White House officials said Tuesday that they supported raising the cap on oil company spill liability to 10 billion U.S dollars as part of a comprehensive energy bill.

"BP is responsible for -- and will be held accountable for -- all of the very significant cleanup and containment costs. They will pay for the mess they've made," White House communications director Dan Pfeiffer said.

"The bottom line is that the administration will aggressively pursue compensation from BP for any damages from this spill," he added.

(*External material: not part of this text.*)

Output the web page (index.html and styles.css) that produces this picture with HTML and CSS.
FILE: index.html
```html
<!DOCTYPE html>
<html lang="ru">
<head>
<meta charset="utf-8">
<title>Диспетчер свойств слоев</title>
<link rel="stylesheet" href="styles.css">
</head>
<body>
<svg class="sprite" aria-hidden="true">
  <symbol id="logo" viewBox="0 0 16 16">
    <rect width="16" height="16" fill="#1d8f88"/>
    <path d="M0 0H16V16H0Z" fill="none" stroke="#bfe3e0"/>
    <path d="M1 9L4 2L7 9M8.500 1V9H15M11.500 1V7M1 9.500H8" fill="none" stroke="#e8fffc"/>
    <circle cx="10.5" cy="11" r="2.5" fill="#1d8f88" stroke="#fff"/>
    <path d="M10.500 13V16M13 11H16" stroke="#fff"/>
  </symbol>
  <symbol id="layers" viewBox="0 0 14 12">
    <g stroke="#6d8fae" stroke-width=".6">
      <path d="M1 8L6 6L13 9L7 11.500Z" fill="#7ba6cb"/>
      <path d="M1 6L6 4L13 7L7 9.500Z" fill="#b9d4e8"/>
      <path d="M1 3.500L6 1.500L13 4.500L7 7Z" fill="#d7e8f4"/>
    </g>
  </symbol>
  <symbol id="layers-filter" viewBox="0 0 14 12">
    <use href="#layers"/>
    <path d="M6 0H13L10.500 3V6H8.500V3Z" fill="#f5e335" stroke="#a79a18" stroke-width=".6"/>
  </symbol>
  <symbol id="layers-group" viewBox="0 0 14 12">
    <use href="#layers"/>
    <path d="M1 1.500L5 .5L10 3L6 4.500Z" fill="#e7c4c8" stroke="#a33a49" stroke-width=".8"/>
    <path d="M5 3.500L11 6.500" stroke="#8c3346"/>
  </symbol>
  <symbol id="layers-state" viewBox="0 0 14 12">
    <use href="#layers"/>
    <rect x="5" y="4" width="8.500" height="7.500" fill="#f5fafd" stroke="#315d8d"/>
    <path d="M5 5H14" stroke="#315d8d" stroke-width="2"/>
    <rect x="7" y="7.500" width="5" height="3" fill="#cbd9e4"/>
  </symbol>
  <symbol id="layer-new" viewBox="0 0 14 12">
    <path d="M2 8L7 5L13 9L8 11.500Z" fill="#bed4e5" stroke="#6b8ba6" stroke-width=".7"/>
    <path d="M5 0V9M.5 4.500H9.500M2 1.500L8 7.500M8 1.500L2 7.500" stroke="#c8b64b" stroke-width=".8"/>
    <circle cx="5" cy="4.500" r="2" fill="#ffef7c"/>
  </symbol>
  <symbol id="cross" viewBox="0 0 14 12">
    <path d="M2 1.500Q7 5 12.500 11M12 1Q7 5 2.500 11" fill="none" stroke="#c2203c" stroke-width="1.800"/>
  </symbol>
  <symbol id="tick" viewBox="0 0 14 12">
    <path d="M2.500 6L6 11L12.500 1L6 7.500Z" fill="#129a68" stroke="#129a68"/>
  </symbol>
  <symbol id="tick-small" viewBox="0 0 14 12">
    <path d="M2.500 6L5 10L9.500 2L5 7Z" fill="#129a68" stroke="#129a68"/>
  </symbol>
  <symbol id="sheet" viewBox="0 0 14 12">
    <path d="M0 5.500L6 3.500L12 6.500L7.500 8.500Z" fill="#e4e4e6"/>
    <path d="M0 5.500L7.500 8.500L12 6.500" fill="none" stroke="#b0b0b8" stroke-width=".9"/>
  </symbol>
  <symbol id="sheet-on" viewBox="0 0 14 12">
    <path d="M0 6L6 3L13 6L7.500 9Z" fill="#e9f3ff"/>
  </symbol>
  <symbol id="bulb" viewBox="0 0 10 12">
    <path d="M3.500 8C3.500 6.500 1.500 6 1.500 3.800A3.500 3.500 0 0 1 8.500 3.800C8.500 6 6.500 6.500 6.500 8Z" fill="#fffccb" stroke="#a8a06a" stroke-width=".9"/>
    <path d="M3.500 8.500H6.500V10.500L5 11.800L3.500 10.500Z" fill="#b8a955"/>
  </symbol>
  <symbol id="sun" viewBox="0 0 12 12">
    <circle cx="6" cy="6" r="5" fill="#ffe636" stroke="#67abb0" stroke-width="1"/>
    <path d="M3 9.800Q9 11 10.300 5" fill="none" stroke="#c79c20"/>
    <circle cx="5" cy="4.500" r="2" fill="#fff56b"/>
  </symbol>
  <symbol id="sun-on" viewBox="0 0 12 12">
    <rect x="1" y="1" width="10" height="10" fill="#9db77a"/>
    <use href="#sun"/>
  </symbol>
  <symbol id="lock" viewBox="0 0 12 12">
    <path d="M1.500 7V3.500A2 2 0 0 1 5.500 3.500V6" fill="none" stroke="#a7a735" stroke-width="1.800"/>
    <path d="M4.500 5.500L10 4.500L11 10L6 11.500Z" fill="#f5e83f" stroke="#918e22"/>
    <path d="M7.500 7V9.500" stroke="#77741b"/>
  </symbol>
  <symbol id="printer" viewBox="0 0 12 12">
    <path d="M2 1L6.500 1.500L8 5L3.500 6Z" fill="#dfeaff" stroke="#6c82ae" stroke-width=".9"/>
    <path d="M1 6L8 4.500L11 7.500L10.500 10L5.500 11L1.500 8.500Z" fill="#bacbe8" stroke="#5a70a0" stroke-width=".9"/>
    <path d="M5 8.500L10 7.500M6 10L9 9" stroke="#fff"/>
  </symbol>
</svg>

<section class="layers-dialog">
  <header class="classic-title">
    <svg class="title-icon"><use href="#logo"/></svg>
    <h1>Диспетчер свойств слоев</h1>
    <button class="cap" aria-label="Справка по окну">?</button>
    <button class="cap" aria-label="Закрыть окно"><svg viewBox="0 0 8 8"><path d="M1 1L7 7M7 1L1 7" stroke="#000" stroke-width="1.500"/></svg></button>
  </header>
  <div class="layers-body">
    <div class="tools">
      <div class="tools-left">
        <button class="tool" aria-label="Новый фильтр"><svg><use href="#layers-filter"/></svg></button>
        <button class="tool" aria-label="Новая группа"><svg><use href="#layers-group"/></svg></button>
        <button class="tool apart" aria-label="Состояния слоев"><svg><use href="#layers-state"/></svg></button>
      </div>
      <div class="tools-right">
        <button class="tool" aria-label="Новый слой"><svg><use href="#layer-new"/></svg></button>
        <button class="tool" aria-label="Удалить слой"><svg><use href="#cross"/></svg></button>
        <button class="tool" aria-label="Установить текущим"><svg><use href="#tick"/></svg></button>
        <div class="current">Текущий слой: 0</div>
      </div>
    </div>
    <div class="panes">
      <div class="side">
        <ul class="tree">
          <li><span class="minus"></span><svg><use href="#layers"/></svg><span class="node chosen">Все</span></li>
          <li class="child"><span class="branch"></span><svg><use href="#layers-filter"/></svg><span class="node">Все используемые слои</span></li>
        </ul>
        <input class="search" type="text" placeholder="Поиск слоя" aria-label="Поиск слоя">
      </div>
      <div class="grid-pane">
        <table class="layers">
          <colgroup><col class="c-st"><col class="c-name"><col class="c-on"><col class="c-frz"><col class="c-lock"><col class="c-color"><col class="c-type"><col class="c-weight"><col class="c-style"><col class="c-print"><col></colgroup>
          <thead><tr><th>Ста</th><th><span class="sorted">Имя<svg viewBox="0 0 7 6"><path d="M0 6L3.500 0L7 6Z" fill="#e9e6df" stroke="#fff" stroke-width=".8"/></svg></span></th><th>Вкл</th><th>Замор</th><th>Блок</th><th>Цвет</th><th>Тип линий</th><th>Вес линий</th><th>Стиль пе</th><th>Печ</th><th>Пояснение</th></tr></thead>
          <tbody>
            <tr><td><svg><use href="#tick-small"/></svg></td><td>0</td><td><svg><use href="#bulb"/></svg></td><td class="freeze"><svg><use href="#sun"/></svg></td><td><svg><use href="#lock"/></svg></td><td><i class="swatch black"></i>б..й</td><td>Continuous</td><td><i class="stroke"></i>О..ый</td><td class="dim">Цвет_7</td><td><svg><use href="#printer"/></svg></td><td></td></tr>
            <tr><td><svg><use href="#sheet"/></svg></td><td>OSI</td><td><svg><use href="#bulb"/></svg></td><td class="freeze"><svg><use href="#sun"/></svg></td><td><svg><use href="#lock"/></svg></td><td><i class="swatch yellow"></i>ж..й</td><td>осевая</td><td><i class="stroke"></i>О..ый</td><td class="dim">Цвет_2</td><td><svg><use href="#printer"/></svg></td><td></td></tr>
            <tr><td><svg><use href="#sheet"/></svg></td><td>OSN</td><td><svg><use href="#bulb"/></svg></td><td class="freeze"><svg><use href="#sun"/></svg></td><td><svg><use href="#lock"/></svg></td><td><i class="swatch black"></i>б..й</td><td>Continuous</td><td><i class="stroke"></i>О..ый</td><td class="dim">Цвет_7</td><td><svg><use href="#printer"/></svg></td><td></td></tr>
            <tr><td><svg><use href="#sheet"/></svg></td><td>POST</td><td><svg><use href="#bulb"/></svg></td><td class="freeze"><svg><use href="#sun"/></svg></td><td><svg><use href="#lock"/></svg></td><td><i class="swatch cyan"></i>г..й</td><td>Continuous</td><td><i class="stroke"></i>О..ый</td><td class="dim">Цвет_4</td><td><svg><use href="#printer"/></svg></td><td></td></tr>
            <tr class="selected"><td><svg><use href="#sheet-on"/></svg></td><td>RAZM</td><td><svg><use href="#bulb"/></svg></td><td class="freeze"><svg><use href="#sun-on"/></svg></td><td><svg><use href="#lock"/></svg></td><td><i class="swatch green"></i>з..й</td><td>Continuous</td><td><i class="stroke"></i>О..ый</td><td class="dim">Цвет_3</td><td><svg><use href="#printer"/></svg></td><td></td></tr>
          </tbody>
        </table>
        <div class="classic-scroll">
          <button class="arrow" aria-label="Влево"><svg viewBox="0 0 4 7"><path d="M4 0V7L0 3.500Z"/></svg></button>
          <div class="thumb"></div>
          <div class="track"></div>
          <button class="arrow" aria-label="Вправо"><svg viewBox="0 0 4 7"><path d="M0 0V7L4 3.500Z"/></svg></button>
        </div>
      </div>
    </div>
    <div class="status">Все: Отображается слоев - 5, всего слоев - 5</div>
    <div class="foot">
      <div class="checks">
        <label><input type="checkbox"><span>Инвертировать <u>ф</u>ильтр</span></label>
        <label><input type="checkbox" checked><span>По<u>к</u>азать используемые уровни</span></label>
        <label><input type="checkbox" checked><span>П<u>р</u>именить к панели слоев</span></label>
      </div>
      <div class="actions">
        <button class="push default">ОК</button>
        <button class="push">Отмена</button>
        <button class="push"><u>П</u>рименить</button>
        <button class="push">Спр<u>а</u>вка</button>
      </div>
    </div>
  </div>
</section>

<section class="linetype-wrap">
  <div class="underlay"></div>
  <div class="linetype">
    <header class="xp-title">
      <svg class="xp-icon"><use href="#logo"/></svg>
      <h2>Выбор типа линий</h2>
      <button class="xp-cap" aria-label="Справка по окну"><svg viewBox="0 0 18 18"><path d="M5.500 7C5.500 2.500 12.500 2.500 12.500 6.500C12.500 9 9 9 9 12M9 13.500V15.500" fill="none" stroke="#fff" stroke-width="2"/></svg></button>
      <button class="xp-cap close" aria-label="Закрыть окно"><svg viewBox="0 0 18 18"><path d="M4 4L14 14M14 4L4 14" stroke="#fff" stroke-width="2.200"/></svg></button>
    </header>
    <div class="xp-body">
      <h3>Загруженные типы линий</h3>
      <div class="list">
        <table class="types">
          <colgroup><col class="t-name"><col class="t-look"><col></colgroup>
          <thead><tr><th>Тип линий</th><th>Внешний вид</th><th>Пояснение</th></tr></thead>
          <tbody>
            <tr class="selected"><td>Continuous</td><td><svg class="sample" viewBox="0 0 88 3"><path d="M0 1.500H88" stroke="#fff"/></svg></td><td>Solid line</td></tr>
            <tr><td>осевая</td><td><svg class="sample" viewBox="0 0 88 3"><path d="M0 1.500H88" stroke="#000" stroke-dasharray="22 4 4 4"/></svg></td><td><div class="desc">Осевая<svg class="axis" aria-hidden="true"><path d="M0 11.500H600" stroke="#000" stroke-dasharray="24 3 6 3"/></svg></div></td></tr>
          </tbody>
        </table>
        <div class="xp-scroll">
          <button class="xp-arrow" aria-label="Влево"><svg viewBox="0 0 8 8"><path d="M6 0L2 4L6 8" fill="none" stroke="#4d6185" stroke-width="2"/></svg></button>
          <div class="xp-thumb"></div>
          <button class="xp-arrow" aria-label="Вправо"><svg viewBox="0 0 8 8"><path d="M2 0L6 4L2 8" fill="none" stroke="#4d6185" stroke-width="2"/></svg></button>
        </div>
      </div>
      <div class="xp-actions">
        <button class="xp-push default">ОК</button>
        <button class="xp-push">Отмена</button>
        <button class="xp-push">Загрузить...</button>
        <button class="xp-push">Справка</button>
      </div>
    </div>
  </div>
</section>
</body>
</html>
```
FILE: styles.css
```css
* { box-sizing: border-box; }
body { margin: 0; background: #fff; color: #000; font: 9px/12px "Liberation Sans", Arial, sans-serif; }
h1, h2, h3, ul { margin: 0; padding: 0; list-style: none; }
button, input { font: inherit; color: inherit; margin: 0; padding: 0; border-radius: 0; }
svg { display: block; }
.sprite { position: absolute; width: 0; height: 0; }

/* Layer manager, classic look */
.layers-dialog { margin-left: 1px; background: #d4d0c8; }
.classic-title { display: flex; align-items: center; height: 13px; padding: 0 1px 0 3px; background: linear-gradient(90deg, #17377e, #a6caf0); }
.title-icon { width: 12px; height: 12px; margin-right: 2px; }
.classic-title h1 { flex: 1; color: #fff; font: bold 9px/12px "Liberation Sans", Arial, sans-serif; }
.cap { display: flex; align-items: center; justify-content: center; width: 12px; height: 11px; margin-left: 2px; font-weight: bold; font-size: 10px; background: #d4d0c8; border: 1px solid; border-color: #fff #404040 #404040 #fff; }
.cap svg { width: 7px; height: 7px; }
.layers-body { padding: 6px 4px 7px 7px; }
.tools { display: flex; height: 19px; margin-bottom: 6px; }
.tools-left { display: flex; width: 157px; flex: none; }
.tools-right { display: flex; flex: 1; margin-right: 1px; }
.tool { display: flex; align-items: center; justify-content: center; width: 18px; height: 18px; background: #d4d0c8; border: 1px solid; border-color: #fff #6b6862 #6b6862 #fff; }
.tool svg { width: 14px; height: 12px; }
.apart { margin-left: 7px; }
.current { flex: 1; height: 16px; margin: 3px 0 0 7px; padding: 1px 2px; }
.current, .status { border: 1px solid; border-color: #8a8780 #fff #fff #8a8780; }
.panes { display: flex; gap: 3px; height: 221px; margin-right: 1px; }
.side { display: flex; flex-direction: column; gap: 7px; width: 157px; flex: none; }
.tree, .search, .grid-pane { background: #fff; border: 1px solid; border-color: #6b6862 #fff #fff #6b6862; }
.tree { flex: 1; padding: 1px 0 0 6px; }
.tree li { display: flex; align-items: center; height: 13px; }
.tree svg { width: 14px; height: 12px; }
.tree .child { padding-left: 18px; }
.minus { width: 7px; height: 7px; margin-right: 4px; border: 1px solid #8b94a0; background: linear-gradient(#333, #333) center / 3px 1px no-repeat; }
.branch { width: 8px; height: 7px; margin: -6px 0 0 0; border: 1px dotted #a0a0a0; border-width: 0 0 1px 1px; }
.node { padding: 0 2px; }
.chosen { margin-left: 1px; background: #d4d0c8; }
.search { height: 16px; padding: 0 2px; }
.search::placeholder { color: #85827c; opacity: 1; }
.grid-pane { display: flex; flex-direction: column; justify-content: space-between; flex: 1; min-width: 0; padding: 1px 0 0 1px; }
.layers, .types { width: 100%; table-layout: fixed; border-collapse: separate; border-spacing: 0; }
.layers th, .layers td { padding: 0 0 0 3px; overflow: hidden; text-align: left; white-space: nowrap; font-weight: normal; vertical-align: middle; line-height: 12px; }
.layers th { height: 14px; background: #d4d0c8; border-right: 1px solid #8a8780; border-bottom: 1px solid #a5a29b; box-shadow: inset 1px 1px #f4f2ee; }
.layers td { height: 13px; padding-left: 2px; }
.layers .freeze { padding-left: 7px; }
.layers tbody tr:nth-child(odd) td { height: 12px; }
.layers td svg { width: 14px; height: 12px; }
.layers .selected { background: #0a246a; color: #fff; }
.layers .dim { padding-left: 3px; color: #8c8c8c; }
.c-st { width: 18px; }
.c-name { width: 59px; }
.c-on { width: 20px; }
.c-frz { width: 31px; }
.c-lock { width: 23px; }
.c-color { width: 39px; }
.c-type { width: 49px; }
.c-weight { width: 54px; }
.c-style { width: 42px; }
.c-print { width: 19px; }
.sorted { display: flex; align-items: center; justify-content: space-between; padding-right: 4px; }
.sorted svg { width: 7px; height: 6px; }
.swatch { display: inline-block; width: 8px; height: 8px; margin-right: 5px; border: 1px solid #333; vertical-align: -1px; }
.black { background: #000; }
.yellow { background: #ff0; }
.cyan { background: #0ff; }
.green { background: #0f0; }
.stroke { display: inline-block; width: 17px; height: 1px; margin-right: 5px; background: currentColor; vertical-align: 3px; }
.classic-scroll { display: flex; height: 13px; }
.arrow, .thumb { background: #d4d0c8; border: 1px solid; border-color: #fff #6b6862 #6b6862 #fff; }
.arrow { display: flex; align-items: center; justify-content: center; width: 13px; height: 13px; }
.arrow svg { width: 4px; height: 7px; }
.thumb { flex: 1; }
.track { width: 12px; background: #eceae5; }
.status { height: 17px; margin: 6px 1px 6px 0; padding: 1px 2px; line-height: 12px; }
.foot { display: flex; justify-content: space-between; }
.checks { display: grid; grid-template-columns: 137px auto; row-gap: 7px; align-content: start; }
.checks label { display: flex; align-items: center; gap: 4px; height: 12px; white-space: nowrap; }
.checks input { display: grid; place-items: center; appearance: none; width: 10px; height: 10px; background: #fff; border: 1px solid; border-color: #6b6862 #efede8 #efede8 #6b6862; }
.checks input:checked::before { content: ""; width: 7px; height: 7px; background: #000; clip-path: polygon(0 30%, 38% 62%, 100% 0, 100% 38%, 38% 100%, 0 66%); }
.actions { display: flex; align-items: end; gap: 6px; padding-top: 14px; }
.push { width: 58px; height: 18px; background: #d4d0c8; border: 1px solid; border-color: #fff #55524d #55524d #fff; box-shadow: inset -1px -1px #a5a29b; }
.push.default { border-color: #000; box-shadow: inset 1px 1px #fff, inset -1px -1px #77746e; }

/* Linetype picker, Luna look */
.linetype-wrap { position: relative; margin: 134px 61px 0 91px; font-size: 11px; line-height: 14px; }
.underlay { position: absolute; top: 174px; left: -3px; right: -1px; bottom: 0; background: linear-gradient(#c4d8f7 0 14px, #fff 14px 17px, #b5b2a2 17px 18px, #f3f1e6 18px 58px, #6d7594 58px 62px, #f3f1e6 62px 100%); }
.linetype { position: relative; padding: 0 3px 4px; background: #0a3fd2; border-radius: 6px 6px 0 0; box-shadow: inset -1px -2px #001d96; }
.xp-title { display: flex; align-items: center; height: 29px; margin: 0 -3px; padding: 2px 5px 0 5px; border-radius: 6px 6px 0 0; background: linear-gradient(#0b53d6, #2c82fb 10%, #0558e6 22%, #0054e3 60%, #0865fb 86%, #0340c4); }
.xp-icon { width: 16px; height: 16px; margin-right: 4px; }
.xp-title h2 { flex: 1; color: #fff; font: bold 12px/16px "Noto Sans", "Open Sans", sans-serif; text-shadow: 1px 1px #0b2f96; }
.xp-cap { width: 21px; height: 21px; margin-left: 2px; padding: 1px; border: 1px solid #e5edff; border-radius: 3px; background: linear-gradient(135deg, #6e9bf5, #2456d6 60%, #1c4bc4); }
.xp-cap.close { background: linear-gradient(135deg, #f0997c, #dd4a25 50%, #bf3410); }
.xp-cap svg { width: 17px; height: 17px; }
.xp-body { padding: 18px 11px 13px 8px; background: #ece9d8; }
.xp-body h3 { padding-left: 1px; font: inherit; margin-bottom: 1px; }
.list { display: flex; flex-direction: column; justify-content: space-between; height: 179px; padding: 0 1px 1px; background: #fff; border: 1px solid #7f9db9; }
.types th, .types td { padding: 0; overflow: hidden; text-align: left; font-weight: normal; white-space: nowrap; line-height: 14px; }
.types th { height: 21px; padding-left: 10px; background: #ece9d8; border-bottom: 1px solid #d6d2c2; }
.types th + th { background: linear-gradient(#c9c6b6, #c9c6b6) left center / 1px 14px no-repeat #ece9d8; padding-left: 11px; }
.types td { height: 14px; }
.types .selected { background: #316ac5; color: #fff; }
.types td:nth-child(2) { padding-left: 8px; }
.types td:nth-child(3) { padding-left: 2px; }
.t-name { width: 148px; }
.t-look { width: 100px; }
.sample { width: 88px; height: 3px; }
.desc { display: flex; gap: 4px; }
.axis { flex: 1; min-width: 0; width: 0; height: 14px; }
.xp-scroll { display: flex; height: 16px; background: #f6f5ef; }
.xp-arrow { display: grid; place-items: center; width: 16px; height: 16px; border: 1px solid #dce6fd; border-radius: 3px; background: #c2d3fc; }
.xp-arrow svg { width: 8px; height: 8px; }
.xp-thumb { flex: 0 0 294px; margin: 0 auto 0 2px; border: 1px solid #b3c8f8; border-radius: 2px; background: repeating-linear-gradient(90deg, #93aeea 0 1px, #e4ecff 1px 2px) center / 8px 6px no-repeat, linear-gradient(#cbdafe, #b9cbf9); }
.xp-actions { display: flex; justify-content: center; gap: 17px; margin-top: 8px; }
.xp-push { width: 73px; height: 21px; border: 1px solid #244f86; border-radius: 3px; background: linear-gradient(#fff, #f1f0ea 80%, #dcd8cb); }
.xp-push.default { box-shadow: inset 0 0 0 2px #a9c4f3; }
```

But U.S. lawmakers appeared to be unimpressed and unsatisfied when leaving the meeting with BP executives. They later told U.S. press that the company is "attempting to solve a problem which they have never had to solve before at this depth. What we heard was worst-case scenario, with no good solutions."

The dim prospect came on a day when calm winds and wave allowed more boats to attack the spill and slowed the progress of the plume, which extends in a ragged pattern from the coast of Louisiana to offshore Pensacola, Fla.

The entire U.S. Gulf Coast is making preparations for the spill's landfall.

Coast Guard officers in Louisiana said the best scenario was that the slick remained at least 32 km off the coast and the oil would not come ashore for three more days. But others doubted that optimism and some witnesses said a band of oil has already been circling the Chandeleur Island about only 40 meters from the Louisiana beach.

Dan Turner, spokesman for Mississippi governor Haley Barbour, said the state is "facing a hovering menace out there that keeps changing shape and size by the hour".

The rippling effect of the oil spill tragedy even reached Carlifornia which is located hundreds of kilometers away.

It has prompted governor Arnold Schwarzenegger to call off a plan to expand oil drilling off the Santa Barbara coast which could bring in 100 million dollars in revenues annually.

"If I have a choice between 100 million dollars and what I see in the Gulf of Mexico, I'd rather just figure how to make up for that 100 million dollars," the governor said on Monday.